▸ BRIEF: Without the pictures, return each record as it appears.

▸ DATASET CONTENT:
━━━━━━━━━━━━━━━━
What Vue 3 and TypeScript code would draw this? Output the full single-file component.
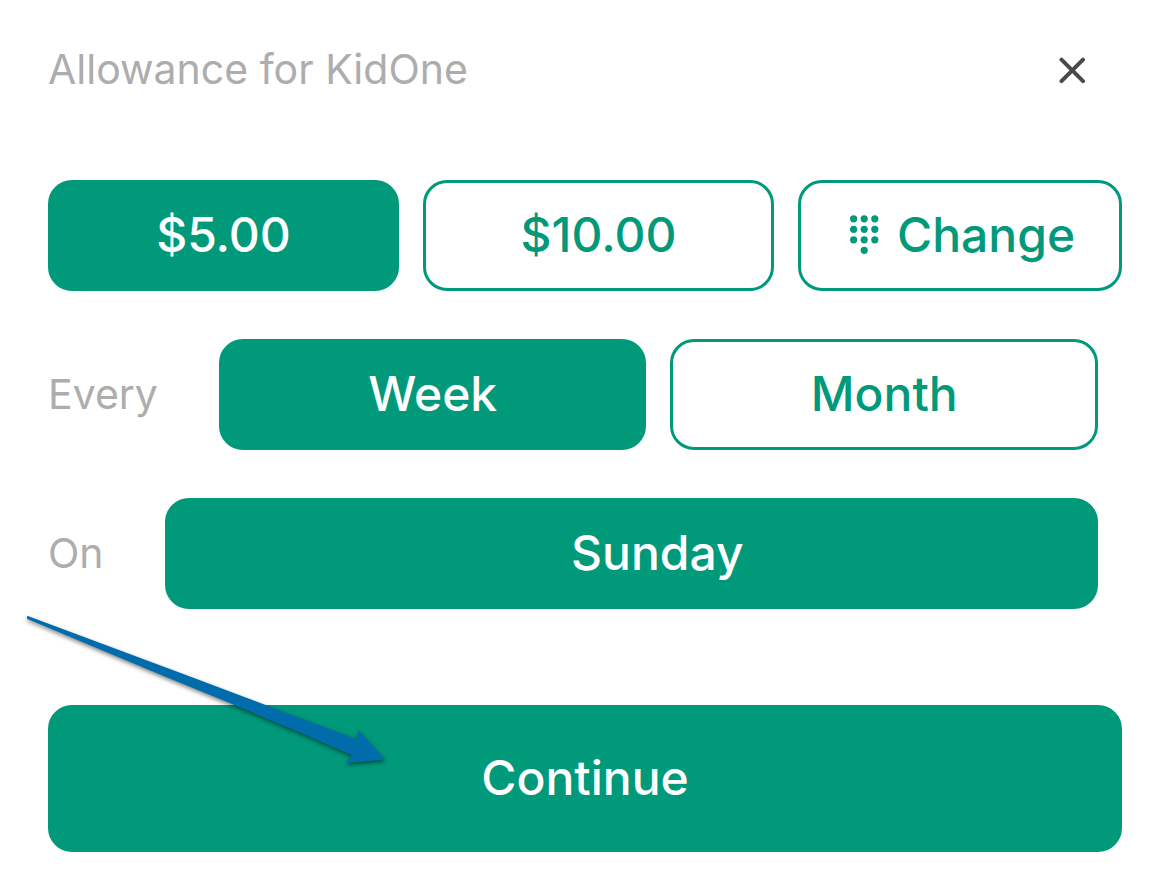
<script setup lang="ts">
import { ref } from 'vue'

const amounts = ['$5.00', '$10.00']
const periods = ['Week', 'Month']
const amount = ref('$5.00')
const period = ref('Week')

const dots = [
  [3.6, 3.8], [14.2, 3.8], [24.8, 3.8],
  [3.6, 14.3], [14.2, 14.3], [24.8, 14.3],
  [3.6, 24.8], [14.2, 24.8], [24.8, 24.8],
  [14.2, 35.3],
]
</script>

<template>
  <main class="sheet">
    <header class="header">
      <h1 class="title">Allowance for KidOne</h1>
      <button class="close" type="button" aria-label="Close">
        <svg width="28" height="28" viewBox="0 0 28 28" aria-hidden="true">
          <path d="M3.5 3.7 25 25.2M25 3.7 3.5 25.2" fill="none" stroke="#4a4a4a" stroke-width="4" stroke-linecap="round" />
        </svg>
      </button>
    </header>

    <div class="amounts" role="group" aria-label="Amount">
      <button
        v-for="a in amounts"
        :key="a"
        type="button"
        class="btn"
        :class="{ filled: amount === a }"
        :aria-pressed="amount === a"
        @click="amount = a"
      >{{ a }}</button>
      <button type="button" class="btn change">
        <svg width="29" height="39" viewBox="0 0 29 39" fill="currentColor" aria-hidden="true">
          <circle v-for="([x, y], i) in dots" :key="i" :cx="x" :cy="y" r="3.6" />
        </svg>
        <span>Change</span>
      </button>
    </div>

    <div class="row" role="group" aria-labelledby="every">
      <span id="every" class="label">Every</span>
      <button
        v-for="p in periods"
        :key="p"
        type="button"
        class="btn grow"
        :class="{ filled: period === p }"
        :aria-pressed="period === p"
        @click="period = p"
      >{{ p }}</button>
    </div>

    <div class="row">
      <span id="on" class="label">On</span>
      <button id="day" type="button" class="btn filled grow day" aria-labelledby="on day">Sunday</button>
    </div>

    <div class="footer">
      <button type="button" class="btn filled continue">Continue</button>
      <svg class="arrow" width="380" height="170" viewBox="0 0 380 170" aria-hidden="true">
        <path
          d="M7.8 16 170 76.5 337.5 139.5 338.7 130.3 365.3 159.6 326.2 163 331.8 155 280 132.5 217 106 140 74.5 73 46.5 7.8 19.2Q5.8 17 7.8 16Z"
          fill="#006cab"
        />
      </svg>
    </div>
  </main>
</template>

<style>
body {
  margin: 0;
  background: #fff;
}
</style>

<style scoped>
.sheet {
  display: flex;
  flex-direction: column;
  gap: 48px;
  padding: 36px 48px 19px;
  font-family: Inter, "Liberation Sans", sans-serif;
}

.header {
  display: flex;
  align-items: center;
  justify-content: space-between;
  height: 68px;
  padding-right: 28px;
  margin-bottom: 28px;
}

.title,
.label {
  margin: 0;
  padding-bottom: 2px;
  font-size: 41px;
  font-weight: 400;
  line-height: 52px;
  color: #adadad;
}

.close {
  display: flex;
  padding: 8px;
  border: 0;
  background: none;
  cursor: pointer;
}

.amounts {
  display: grid;
  grid-template-columns: 13fr 13fr 12fr;
  gap: 24px;
}

.btn {
  box-sizing: border-box;
  min-width: 0;
  height: 111px;
  padding: 0 0 2px;
  border: 3px solid #00997a;
  border-radius: 24px;
  background: #fff;
  color: #00997a;
  font-family: inherit;
  font-size: 48px;
  font-weight: 500;
  line-height: 60px;
  cursor: pointer;
}

.filled {
  background: #00997a;
  color: #fff;
}

.change {
  display: flex;
  align-items: center;
  justify-content: center;
  gap: 18px;
  padding-left: 5px;
}

.row {
  display: flex;
  align-items: center;
  gap: 24px;
  padding-right: 24px;
}

.label {
  margin-right: 37px;
}

.grow {
  flex: 1 1 0;
}

.day {
  padding-left: 52px;
}

.footer {
  position: relative;
  margin-top: 48px;
}

.continue {
  display: block;
  width: 100%;
  height: 147px;
}

.arrow {
  position: absolute;
  top: -105px;
  left: -28px;
  pointer-events: none;
  filter: drop-shadow(0 2px 2px rgba(0, 0, 0, 0.5));
}
</style>
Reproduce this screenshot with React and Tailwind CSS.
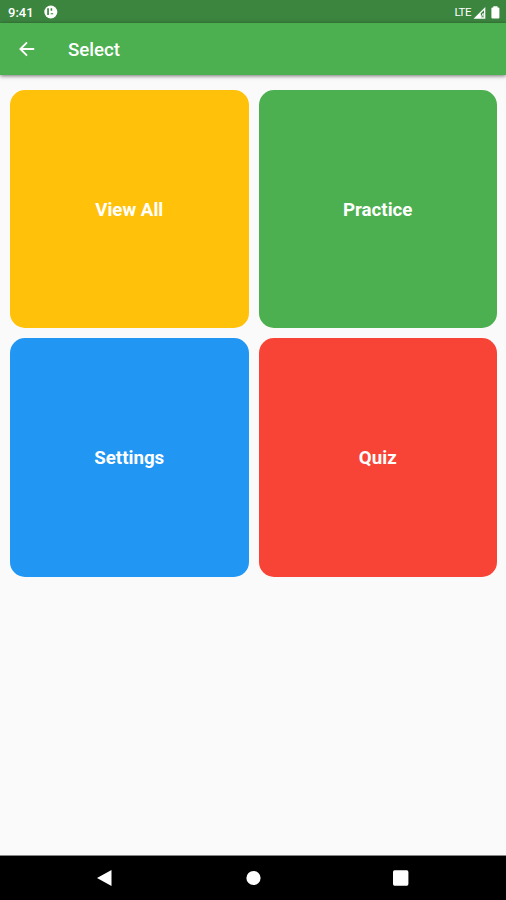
━━━━━━━━━━━━━━━━
▸ TASK SOLUTION:
What Vue 3 and TypeScript code would draw this? Output the full single-file component.
<script setup lang="ts">
import { ref } from 'vue'

const amounts = ['$5.00', '$10.00']
const periods = ['Week', 'Month']
const amount = ref('$5.00')
const period = ref('Week')

const dots = [
  [3.6, 3.8], [14.2, 3.8], [24.8, 3.8],
  [3.6, 14.3], [14.2, 14.3], [24.8, 14.3],
  [3.6, 24.8], [14.2, 24.8], [24.8, 24.8],
  [14.2, 35.3],
]
</script>

<template>
  <main class="sheet">
    <header class="header">
      <h1 class="title">Allowance for KidOne</h1>
      <button class="close" type="button" aria-label="Close">
        <svg width="28" height="28" viewBox="0 0 28 28" aria-hidden="true">
          <path d="M3.5 3.7 25 25.2M25 3.7 3.5 25.2" fill="none" stroke="#4a4a4a" stroke-width="4" stroke-linecap="round" />
        </svg>
      </button>
    </header>

    <div class="amounts" role="group" aria-label="Amount">
      <button
        v-for="a in amounts"
        :key="a"
        type="button"
        class="btn"
        :class="{ filled: amount === a }"
        :aria-pressed="amount === a"
        @click="amount = a"
      >{{ a }}</button>
      <button type="button" class="btn change">
        <svg width="29" height="39" viewBox="0 0 29 39" fill="currentColor" aria-hidden="true">
          <circle v-for="([x, y], i) in dots" :key="i" :cx="x" :cy="y" r="3.6" />
        </svg>
        <span>Change</span>
      </button>
    </div>

    <div class="row" role="group" aria-labelledby="every">
      <span id="every" class="label">Every</span>
      <button
        v-for="p in periods"
        :key="p"
        type="button"
        class="btn grow"
        :class="{ filled: period === p }"
        :aria-pressed="period === p"
        @click="period = p"
      >{{ p }}</button>
    </div>

    <div class="row">
      <span id="on" class="label">On</span>
      <button id="day" type="button" class="btn filled grow day" aria-labelledby="on day">Sunday</button>
    </div>

    <div class="footer">
      <button type="button" class="btn filled continue">Continue</button>
      <svg class="arrow" width="380" height="170" viewBox="0 0 380 170" aria-hidden="true">
        <path
          d="M7.8 16 170 76.5 337.5 139.5 338.7 130.3 365.3 159.6 326.2 163 331.8 155 280 132.5 217 106 140 74.5 73 46.5 7.8 19.2Q5.8 17 7.8 16Z"
          fill="#006cab"
        />
      </svg>
    </div>
  </main>
</template>

<style>
body {
  margin: 0;
  background: #fff;
}
</style>

<style scoped>
.sheet {
  display: flex;
  flex-direction: column;
  gap: 48px;
  padding: 36px 48px 19px;
  font-family: Inter, "Liberation Sans", sans-serif;
}

.header {
  display: flex;
  align-items: center;
  justify-content: space-between;
  height: 68px;
  padding-right: 28px;
  margin-bottom: 28px;
}

.title,
.label {
  margin: 0;
  padding-bottom: 2px;
  font-size: 41px;
  font-weight: 400;
  line-height: 52px;
  color: #adadad;
}

.close {
  display: flex;
  padding: 8px;
  border: 0;
  background: none;
  cursor: pointer;
}

.amounts {
  display: grid;
  grid-template-columns: 13fr 13fr 12fr;
  gap: 24px;
}

.btn {
  box-sizing: border-box;
  min-width: 0;
  height: 111px;
  padding: 0 0 2px;
  border: 3px solid #00997a;
  border-radius: 24px;
  background: #fff;
  color: #00997a;
  font-family: inherit;
  font-size: 48px;
  font-weight: 500;
  line-height: 60px;
  cursor: pointer;
}

.filled {
  background: #00997a;
  color: #fff;
}

.change {
  display: flex;
  align-items: center;
  justify-content: center;
  gap: 18px;
  padding-left: 5px;
}

.row {
  display: flex;
  align-items: center;
  gap: 24px;
  padding-right: 24px;
}

.label {
  margin-right: 37px;
}

.grow {
  flex: 1 1 0;
}

.day {
  padding-left: 52px;
}

.footer {
  position: relative;
  margin-top: 48px;
}

.continue {
  display: block;
  width: 100%;
  height: 147px;
}

.arrow {
  position: absolute;
  top: -105px;
  left: -28px;
  pointer-events: none;
  filter: drop-shadow(0 2px 2px rgba(0, 0, 0, 0.5));
}
</style>
Reproduce this screenshot with React and Tailwind CSS.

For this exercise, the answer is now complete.